The Cradle of Chinese Civilization: The Yellow River Valley

The Yellow River, often called “China’s Sorrow” for its devastating floods, served as the birthplace of one of the world’s oldest continuous civilizations. Emerging from the barren Mongolian steppe, the river carved through the Loess Plateau before reaching the fertile plains downstream. This region, nourished by unpredictable monsoon rains, presented both opportunity and peril—floods could destroy crops just as easily as droughts could wither them.

By 3000 BCE, Neolithic farmers in this fragile environment began cultivating millet, a drought-resistant grain that became a staple. Later, wheat and barley from the Middle East and rice from monsoon Asia appeared, though rice cultivation remained limited due to water scarcity. Archaeological evidence reveals three distinct Neolithic cultures in the middle Yellow River region, the most notable being the “Black Pottery Culture.” These settlements, sometimes fortified with earthen walls, produced ritual vessels strikingly similar to later Shang dynasty bronzes, suggesting cultural continuity.

The Shang Dynasty: Bronze, Chariots, and Oracle Bones

Around 1400 BCE, the Shang dynasty (traditionally dated 1523–1028 BCE) emerged as China’s first historically verifiable dynasty. Excavations at Anyang, a Shang capital, revealed a society sharply distinct from earlier Neolithic villages. Royal tombs contained sacrificed horses, bronze weaponry, and chariots—technologies likely influenced by distant interactions with the Near East.

The Shang’s mastery of bronze casting, while possibly borrowing techniques from the West, developed into a uniquely Chinese art form. Ritual vessels mirrored earlier Black Pottery shapes but featured intricate taotie (monster mask) designs, possibly derived from ancient woodcarving traditions.

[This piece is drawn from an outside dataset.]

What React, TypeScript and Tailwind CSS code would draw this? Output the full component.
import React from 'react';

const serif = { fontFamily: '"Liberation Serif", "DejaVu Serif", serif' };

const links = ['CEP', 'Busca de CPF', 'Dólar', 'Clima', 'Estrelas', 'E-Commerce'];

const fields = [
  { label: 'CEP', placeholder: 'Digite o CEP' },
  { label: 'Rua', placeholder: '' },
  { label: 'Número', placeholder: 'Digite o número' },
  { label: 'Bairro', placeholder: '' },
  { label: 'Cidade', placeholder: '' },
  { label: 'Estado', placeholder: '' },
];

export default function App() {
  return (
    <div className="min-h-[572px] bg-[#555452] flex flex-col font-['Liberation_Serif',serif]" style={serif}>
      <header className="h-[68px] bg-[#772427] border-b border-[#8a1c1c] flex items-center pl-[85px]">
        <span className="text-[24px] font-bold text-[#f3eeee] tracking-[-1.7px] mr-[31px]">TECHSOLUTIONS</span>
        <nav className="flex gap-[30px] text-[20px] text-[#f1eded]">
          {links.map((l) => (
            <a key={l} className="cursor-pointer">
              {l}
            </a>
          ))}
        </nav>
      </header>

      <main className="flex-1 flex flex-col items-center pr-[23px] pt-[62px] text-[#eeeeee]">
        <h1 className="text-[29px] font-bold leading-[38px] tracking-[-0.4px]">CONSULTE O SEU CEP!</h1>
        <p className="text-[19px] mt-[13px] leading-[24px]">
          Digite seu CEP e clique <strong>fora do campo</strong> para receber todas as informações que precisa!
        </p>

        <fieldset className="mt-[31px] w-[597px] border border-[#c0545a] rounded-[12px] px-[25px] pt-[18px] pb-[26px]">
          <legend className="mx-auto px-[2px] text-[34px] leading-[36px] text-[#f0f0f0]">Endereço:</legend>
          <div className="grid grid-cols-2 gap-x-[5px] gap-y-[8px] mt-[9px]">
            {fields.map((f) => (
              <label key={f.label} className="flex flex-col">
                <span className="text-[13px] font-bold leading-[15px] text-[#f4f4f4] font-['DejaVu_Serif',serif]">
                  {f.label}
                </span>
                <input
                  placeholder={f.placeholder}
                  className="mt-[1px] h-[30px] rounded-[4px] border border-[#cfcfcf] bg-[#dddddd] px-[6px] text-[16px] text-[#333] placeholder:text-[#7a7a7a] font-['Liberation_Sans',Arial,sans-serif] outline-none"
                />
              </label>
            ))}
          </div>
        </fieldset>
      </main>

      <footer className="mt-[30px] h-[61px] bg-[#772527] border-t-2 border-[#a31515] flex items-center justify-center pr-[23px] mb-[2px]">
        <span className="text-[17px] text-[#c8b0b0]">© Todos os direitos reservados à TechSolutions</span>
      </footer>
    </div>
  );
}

A defining Shang innovation was the use of oracle bones—ox scapulae or turtle plastrons inscribed with questions to ancestral spirits. These early Chinese characters, decipherable by modern scholars, recorded inquiries about rain, warfare, and harvests. The Shang practiced human sacrifice, burying kings with their retinues, a brutal custom that later dynasties would abandon.

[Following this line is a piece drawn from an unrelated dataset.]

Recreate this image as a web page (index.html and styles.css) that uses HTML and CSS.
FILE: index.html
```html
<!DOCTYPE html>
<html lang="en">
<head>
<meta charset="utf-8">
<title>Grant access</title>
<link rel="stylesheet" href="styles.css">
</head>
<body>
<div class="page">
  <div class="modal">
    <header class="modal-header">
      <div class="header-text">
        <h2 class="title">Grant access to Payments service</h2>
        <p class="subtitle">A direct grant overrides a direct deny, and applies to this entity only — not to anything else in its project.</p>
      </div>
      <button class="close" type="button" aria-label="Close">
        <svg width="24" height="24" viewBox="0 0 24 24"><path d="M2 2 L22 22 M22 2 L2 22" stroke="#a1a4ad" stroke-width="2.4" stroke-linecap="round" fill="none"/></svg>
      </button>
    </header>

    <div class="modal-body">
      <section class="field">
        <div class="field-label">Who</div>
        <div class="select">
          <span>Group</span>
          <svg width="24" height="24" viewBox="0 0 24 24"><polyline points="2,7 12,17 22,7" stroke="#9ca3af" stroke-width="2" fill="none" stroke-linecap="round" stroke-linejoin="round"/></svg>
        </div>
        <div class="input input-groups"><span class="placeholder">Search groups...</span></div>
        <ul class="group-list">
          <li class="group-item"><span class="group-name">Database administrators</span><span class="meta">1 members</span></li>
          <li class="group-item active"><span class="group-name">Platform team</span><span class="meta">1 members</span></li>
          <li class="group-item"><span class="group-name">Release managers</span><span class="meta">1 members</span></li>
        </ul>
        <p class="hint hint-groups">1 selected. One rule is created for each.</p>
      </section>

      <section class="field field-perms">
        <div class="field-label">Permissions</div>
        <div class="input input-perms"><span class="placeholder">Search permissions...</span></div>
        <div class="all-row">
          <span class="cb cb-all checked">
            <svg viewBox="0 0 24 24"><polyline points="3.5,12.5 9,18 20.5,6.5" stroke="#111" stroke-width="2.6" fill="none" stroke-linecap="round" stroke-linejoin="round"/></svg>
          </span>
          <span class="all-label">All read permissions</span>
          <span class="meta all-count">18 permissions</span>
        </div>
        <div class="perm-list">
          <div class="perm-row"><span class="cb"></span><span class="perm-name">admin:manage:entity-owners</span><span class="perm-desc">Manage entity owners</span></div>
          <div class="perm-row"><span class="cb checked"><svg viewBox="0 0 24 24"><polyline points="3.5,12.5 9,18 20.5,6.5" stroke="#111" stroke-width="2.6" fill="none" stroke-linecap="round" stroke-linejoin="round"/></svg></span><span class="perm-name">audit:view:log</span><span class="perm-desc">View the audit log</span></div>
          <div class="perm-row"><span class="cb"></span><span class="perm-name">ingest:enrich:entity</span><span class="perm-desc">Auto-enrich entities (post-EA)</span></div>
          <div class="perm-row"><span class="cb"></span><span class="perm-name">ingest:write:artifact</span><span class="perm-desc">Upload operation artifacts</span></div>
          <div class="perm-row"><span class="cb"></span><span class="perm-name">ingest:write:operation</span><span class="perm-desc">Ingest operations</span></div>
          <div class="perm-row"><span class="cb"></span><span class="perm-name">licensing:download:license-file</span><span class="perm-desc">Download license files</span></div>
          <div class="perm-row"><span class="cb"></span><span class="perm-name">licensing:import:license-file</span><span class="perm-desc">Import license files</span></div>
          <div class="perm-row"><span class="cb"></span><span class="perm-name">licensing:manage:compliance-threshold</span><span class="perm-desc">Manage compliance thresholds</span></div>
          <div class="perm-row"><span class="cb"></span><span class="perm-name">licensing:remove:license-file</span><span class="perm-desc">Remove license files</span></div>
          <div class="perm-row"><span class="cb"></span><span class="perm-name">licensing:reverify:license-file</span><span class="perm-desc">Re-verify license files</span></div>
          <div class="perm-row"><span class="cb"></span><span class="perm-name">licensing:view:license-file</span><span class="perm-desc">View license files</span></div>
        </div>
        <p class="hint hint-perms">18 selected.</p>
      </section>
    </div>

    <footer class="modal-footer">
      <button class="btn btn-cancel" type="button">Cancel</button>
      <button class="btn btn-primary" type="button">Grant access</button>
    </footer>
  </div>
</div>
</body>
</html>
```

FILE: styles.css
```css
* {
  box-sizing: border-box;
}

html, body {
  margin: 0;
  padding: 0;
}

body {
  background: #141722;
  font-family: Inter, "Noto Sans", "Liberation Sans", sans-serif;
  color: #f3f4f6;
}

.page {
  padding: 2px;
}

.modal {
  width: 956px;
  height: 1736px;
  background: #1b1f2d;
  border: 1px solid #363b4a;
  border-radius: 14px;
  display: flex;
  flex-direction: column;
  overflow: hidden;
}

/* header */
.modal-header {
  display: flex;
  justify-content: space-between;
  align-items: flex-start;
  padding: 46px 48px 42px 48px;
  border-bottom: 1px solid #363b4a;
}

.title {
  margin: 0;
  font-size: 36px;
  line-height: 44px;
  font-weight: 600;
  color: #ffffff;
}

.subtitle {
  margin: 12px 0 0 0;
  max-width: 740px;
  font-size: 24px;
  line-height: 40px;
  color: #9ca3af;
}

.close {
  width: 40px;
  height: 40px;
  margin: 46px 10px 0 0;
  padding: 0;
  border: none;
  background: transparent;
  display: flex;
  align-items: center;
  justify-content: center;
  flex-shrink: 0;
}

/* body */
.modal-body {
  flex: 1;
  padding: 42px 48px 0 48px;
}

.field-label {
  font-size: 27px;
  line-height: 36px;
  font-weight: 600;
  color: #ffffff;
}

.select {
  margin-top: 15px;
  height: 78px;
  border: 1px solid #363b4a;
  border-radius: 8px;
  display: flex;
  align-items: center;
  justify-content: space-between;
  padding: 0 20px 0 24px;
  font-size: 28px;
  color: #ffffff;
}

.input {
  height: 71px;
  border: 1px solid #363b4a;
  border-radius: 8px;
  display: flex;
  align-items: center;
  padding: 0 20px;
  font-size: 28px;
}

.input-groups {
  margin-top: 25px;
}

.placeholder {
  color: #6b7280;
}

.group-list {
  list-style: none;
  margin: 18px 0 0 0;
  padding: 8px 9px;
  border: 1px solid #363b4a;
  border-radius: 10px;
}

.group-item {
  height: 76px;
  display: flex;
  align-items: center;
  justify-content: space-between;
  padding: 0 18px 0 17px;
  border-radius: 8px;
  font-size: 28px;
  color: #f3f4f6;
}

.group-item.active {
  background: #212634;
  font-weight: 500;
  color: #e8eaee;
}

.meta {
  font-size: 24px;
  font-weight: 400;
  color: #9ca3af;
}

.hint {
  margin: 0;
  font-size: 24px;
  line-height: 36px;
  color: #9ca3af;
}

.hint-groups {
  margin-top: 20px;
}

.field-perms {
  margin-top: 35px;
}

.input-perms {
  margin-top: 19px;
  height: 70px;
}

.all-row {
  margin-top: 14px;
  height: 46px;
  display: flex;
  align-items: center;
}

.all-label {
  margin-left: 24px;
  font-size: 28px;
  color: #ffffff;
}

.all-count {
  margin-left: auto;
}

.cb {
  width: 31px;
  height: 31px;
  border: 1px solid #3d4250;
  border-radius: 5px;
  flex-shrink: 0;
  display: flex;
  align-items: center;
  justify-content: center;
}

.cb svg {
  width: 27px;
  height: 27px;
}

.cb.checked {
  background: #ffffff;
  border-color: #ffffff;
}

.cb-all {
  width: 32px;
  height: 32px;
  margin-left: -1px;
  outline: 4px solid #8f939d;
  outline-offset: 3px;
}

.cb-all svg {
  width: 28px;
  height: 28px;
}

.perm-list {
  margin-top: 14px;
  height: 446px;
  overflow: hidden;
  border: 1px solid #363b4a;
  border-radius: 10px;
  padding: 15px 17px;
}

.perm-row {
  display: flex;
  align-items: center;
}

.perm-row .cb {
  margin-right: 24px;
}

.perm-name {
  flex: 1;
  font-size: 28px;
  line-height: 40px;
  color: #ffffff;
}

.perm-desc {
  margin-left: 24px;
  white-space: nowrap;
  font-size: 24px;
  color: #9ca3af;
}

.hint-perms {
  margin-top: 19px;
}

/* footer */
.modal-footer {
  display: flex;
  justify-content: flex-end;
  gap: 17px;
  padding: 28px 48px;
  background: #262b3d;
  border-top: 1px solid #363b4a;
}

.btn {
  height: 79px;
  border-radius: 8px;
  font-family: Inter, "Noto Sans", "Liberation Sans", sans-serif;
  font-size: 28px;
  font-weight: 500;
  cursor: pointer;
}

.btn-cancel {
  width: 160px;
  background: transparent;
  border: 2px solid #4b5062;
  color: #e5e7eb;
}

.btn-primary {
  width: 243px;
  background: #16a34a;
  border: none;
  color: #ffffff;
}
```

The Zhou Conquest and the Mandate of Heaven

In 1028 BCE, the Shang fell to the Zhou, a western people from the Wei River valley. The Zhou justified their rule through the “Mandate of Heaven,” a revolutionary political doctrine asserting that rulers governed by divine approval—which could be withdrawn for misrule. This concept became central to Chinese political philosophy.

The Zhou era (1028–256 BCE) saw China’s cultural and territorial expansion. Early Zhou kings suppressed Shang-era human sacrifice and promoted ritual propriety. However, after 771 BCE, nomadic invasions forced the court eastward to Luoyang, weakening central authority. The ensuing “Warring States” period (403–221 BCE) was marked by brutal conflicts among rival states, yet it also spurred administrative innovations and cultural diffusion, spreading Chinese influence to the Yangtze River and beyond.

Confucianism and Daoism: The Philosophical Foundations

Amid Zhou-era turmoil, two enduring philosophies emerged. Confucius (551–479 BCE) advocated moral governance, ritual propriety, and merit-based advancement. His teachings, compiled in the Analects, emphasized education as a path to virtue—challenging hereditary aristocracy.

Daoism, in contrast, embraced nature’s mysteries. Its practices, resembling shamanism, offered spiritual balance to Confucian order. Together, these philosophies formed a resilient cultural framework that endured for millennia.

Legacy: The Unbroken Thread of Chinese Civilization

China’s early development—shaped by its semi-arid loess lands, Bronze Age innovations, and philosophical syntheses—created a civilization both unique and adaptable. Unlike Mesopotamia or Egypt, China’s relative isolation allowed its traditions to evolve without major disruptions. The Mandate of Heaven, Confucian ethics, and Daoist spirituality became pillars of East Asian thought, influencing governance, art, and society well into the modern era.

From the Yellow River’s Neolithic villages to the Zhou’s bureaucratic states, China’s early history reveals a civilization that, while occasionally borrowing from afar, ultimately forged its own enduring path.